Planning and Global Commodity Management work in close cooperation for the procurement of equipment. An insight is provided by Hubert Reinkunz, Head of Planning Body Construction Z3, Matthias Hoefer, Subproject Head of Shell S-Class BR223 and Andreas Reinhardt, Global Commodity Manager Procurement Chassis Body-in-White.

Cars with star are more popular than ever before. With plants around the world, Mercedes-Benz also covers the local demand: New opportunities for production and procurement aswell. How do you utilize them?

Reinkunz: Planning and Procurement work closely together across all sites worldwide, which is highly efficient because we have implemented and realized standardized processes. This provides us with important advantages compared to the competition.

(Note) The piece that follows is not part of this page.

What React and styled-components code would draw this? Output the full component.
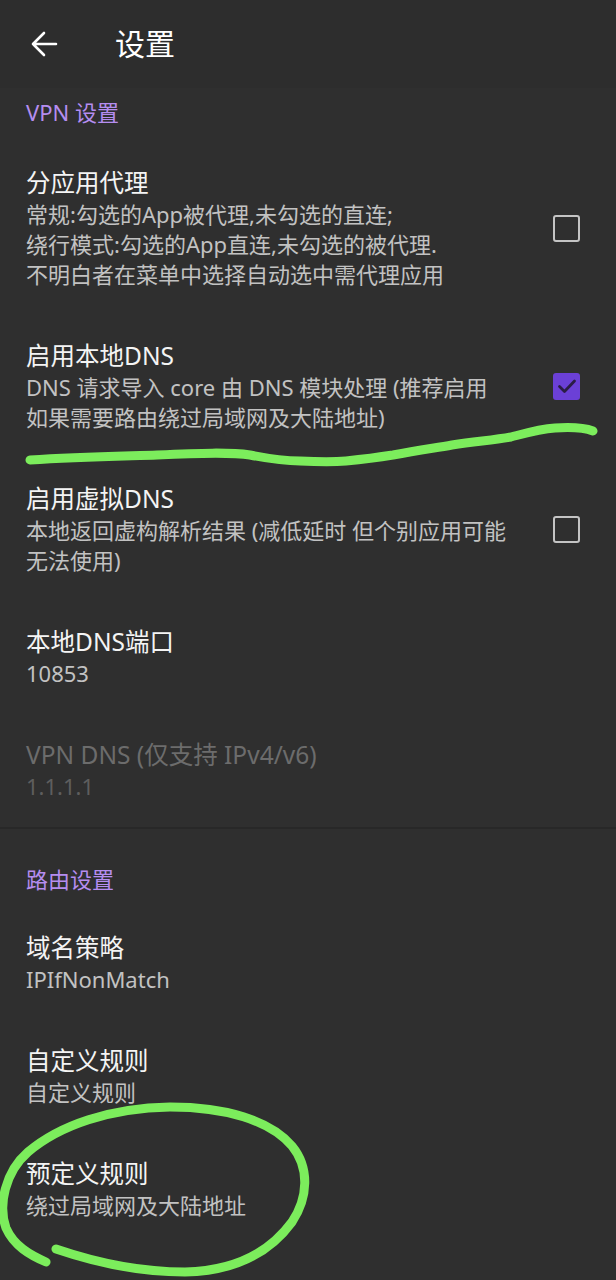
import React from "react";
import styled, { createGlobalStyle } from "styled-components";

const GlobalStyle = createGlobalStyle`
  body {
    margin: 0;
    background: #2f2f2f;
    font-family: "Noto Sans", "Noto Sans CJK SC", sans-serif;
  }
`;

const prefs = [
  {
    category: "VPN 设置",
    items: [
      {
        title: "分应用代理",
        summary: [
          "常规:勾选的App被代理,未勾选的直连;",
          "绕行模式:勾选的App直连,未勾选的被代理.",
          "不明白者在菜单中选择自动选中需代理应用",
        ],
        check: false,
      },
      {
        title: "启用本地DNS",
        summary: [
          "DNS 请求导入 core 由 DNS 模块处理 (推荐启用",
          "如果需要路由绕过局域网及大陆地址)",
        ],
        check: true,
      },
      {
        title: "启用虚拟DNS",
        summary: [
          "本地返回虚构解析结果 (减低延时 但个别应用可能",
          "无法使用)",
        ],
        check: false,
      },
      { title: "本地DNS端口", summary: ["10853"] },
      { title: "VPN DNS (仅支持 IPv4/v6)", summary: ["1.1.1.1"], disabled: true },
    ],
  },
  {
    category: "路由设置",
    items: [
      { title: "域名策略", summary: ["IPIfNonMatch"] },
      { title: "自定义规则", summary: ["自定义规则"] },
      { title: "预定义规则", summary: ["绕过局域网及大陆地址"] },
    ],
  },
];

const App = () => {
  return (
    <Page>
      <GlobalStyle />
      <Toolbar>
        <BackButton>
          <svg width="28" height="26" viewBox="0 0 28 26" fill="none">
            <path
              d="M26 13H3M14 2 3 13l11 11"
              stroke="#fff"
              strokeWidth="2.6"
              strokeLinecap="round"
              strokeLinejoin="round"
            />
          </svg>
        </BackButton>
        <Title>设置</Title>
      </Toolbar>

      {prefs.map((cat, ci) => (
        <Category key={cat.category} $first={ci === 0}>
          <CategoryTitle $first={ci === 0}>{cat.category}</CategoryTitle>
          {cat.items.map((item) => (
            <Item key={item.title}>
              <ItemText>
                <ItemTitle $disabled={item.disabled}>{item.title}</ItemTitle>
                {item.summary.map((line) => (
                  <Summary key={line} $disabled={item.disabled}>
                    {line}
                  </Summary>
                ))}
              </ItemText>
              {item.check !== undefined && (
                <CheckBox $checked={item.check}>
                  {item.check && (
                    <svg width="22" height="22" viewBox="0 0 22 22" fill="none">
                      <path
                        d="M3.5 11.5 8.5 16.5 18.5 6"
                        stroke="#2b1d45"
                        strokeWidth="2.8"
                        strokeLinecap="round"
                        strokeLinejoin="round"
                      />
                    </svg>
                  )}
                </CheckBox>
              )}
            </Item>
          ))}
        </Category>
      ))}

      <Marks width="616" height="1280" viewBox="0 0 616 1280" fill="none">
        <path
          d="M30 460 C80 457 130 456 157 455 C200 453 230 452 250 455 C270 459 285 461 300 461 C320 462 335 462 346 461 C365 459 380 457 393 455 C420 450 435 448 452 445 C480 441 495 440 511 437 C530 432 540 429 555 428 C570 427 585 428 593 431"
          stroke="#7ced5c"
          strokeWidth="9"
          strokeLinecap="round"
          strokeLinejoin="round"
        />
        <path
          d="M56 1249 C100 1264 140 1272 185 1272 C235 1271 270 1252 292 1222 C308 1198 310 1168 292 1146 C270 1120 225 1107 170 1107 C110 1108 60 1125 28 1152 C5 1172 -2 1205 6 1228 C14 1246 30 1255 46 1262"
          stroke="#7ced5c"
          strokeWidth="9"
          strokeLinecap="round"
          strokeLinejoin="round"
        />
      </Marks>
    </Page>
  );
};

export default App;

const Page = styled.div`
  position: relative;
  width: 616px;
  min-height: 1280px;
  background: #2f2f2f;
  overflow: hidden;
`;

const Toolbar = styled.div`
  display: flex;
  align-items: center;
  height: 88px;
  background: #2d2d2d;
`;

const BackButton = styled.div`
  display: flex;
  align-items: center;
  justify-content: center;
  width: 28px;
  height: 26px;
  margin-left: 30px;
  margin-right: 57px;
`;

const Title = styled.h1`
  margin: 0;
  font-size: 30px;
  font-weight: 400;
  color: #ffffff;
  line-height: 40px;
`;

const Category = styled.section`
  display: flex;
  flex-direction: column;
  border-top: ${(p) => (p.$first ? "none" : "2px solid #282828")};
`;

const CategoryTitle = styled.div`
  padding: ${(p) => (p.$first ? "9px 26px 15px" : "35px 26px 13px")};
  font-size: 22px;
  line-height: 30px;
  color: #b58df0;
`;

const Item = styled.div`
  display: flex;
  align-items: center;
  justify-content: space-between;
  padding: 25px 36px 26px 26px;
`;

const ItemText = styled.div`
  display: flex;
  flex-direction: column;
`;

const ItemTitle = styled.div`
  font-size: 24.5px;
  line-height: 32px;
  color: ${(p) => (p.$disabled ? "#6c6c6c" : "#f4f4f4")};
`;

const Summary = styled.div`
  font-size: 22px;
  line-height: 30px;
  color: ${(p) => (p.$disabled ? "#5e5e5e" : "#c2c2c2")};
  white-space: nowrap;
`;

const CheckBox = styled.div`
  flex: none;
  display: flex;
  align-items: center;
  justify-content: center;
  box-sizing: border-box;
  width: 27px;
  height: 27px;
  border-radius: 3px;
  border: ${(p) => (p.$checked ? "none" : "2.5px solid #c4c4c4")};
  background: ${(p) => (p.$checked ? "#6b40d6" : "transparent")};
`;

const Marks = styled.svg`
  position: absolute;
  top: 0;
  left: 0;
  pointer-events: none;
`;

Reinhardt: In order to provide optimal support for our specialist units, we have adapted the Global Commodity Management to meet current demands – e.g., by utilizing our local procurement expertise at the sites and the establishment of an international supplier portfolio. This allows us to utilize the international supplier markets across the board and procure commodities efficiently. All parties involved profit from our superior assignment strategy. Just as recently with the procurement of the S-Class chassis body-in-white.

daimler-supplier-robotics (re-upload)
Competitive advantages: Planning and Procurement work together efficiently across the sites worldwide.

What did the requirements of the Planning department look like during the tendering stage?

Reinkunz: The S-Class is the flagship of Mercedes-Benz. With the S-Class, we are bringing many innovations to series production, such as increasingly more light-construction body parts. In addition to the production, assembly and commissioning of the chassis body-in-white, the coordination of the production technologies, e.g., welding, bonding or riveting, were part of the scope of the call for tender. The focus was especially on the qualification of the suppliers and the award strategy. This addressed the question of whether to award the complex assignment in packages or as a whole. In addition, it had to be ensured that the suppliers had free capacities in addition to the required performance.

What was the role of the Global Commodity Management in this?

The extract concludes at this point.